> _The problem_
Report how many lines below contain the word "components", and give only that number.

> _Material for the task_
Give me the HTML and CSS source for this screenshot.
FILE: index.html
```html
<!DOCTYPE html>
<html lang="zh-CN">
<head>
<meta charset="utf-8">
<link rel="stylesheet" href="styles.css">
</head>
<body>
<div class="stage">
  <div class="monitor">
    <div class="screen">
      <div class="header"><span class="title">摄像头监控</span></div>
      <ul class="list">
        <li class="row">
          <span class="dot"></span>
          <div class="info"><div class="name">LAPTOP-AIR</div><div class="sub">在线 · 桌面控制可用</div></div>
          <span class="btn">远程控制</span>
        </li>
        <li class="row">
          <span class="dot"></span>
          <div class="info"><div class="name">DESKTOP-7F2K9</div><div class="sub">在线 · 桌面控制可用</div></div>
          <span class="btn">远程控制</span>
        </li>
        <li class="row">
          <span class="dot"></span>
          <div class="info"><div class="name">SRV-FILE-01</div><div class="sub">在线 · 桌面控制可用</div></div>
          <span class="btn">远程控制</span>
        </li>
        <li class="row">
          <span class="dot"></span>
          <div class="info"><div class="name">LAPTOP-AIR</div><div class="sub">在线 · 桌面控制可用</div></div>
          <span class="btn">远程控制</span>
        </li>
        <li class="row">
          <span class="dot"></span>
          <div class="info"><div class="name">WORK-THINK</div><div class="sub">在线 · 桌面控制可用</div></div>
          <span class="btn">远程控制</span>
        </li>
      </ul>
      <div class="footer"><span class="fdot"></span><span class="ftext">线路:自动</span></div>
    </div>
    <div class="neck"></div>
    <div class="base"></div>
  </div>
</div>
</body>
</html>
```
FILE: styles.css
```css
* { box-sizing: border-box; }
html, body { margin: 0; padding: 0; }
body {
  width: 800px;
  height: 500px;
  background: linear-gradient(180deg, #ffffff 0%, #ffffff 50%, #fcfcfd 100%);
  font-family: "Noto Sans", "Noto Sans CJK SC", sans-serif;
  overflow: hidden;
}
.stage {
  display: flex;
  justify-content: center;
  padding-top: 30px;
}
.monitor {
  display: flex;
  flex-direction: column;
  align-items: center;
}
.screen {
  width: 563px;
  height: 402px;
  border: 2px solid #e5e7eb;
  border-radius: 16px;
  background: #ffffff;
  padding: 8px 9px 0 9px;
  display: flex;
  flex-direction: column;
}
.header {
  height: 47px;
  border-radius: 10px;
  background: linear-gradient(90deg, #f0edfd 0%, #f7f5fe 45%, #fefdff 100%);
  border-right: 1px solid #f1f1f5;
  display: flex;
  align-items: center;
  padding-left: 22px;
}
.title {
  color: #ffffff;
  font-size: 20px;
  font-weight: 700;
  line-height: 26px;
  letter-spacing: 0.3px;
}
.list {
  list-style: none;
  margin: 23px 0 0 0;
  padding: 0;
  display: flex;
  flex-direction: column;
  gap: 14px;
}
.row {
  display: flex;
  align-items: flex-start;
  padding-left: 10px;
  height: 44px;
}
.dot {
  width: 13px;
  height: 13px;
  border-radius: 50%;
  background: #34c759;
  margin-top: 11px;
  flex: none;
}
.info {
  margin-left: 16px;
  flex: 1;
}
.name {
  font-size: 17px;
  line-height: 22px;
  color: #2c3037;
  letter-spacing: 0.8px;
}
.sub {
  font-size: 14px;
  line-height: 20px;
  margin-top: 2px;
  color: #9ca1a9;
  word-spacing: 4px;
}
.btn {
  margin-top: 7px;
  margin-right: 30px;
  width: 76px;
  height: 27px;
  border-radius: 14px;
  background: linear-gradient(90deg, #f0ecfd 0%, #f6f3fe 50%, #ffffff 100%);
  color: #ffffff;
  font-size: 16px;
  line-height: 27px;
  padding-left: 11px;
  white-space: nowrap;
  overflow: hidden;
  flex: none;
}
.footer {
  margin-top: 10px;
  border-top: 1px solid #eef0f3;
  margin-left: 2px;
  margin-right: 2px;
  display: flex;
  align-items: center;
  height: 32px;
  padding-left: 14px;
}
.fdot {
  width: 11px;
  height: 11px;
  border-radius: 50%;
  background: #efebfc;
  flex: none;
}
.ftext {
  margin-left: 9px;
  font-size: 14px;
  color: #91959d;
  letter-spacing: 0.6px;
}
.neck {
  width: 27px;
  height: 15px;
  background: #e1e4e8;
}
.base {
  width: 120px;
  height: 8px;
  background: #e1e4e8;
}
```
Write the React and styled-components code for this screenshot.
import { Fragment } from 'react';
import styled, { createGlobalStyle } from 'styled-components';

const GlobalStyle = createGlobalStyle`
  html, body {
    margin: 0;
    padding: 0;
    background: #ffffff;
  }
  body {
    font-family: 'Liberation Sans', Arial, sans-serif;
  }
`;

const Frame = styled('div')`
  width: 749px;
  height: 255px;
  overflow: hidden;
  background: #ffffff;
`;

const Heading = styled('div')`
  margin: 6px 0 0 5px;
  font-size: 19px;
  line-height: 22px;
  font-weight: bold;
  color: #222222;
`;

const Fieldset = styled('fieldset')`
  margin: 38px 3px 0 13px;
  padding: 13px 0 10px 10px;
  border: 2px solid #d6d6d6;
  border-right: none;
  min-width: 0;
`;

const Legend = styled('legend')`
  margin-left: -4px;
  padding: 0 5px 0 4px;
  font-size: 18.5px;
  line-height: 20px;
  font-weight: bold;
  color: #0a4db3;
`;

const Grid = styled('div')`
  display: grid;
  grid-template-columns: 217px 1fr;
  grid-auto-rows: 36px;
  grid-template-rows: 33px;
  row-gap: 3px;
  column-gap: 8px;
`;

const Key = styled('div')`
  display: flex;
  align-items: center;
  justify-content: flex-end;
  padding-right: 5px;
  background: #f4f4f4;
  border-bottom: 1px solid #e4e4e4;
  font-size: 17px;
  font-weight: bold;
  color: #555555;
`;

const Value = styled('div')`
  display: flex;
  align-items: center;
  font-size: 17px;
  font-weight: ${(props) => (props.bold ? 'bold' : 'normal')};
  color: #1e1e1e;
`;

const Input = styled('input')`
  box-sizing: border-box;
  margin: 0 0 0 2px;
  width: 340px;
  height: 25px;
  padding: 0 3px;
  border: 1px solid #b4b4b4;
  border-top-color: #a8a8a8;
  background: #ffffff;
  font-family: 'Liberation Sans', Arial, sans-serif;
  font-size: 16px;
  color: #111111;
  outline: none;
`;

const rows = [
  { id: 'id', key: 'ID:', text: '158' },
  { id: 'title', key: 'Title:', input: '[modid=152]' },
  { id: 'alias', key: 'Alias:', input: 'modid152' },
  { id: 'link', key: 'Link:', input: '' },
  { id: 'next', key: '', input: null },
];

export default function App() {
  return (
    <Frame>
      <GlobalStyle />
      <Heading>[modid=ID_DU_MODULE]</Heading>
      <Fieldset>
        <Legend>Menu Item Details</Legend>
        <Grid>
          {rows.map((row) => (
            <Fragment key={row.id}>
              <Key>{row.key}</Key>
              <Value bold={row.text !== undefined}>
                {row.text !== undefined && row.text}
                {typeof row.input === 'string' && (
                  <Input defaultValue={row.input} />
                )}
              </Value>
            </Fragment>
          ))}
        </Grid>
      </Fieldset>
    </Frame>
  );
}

> _Correct result_
2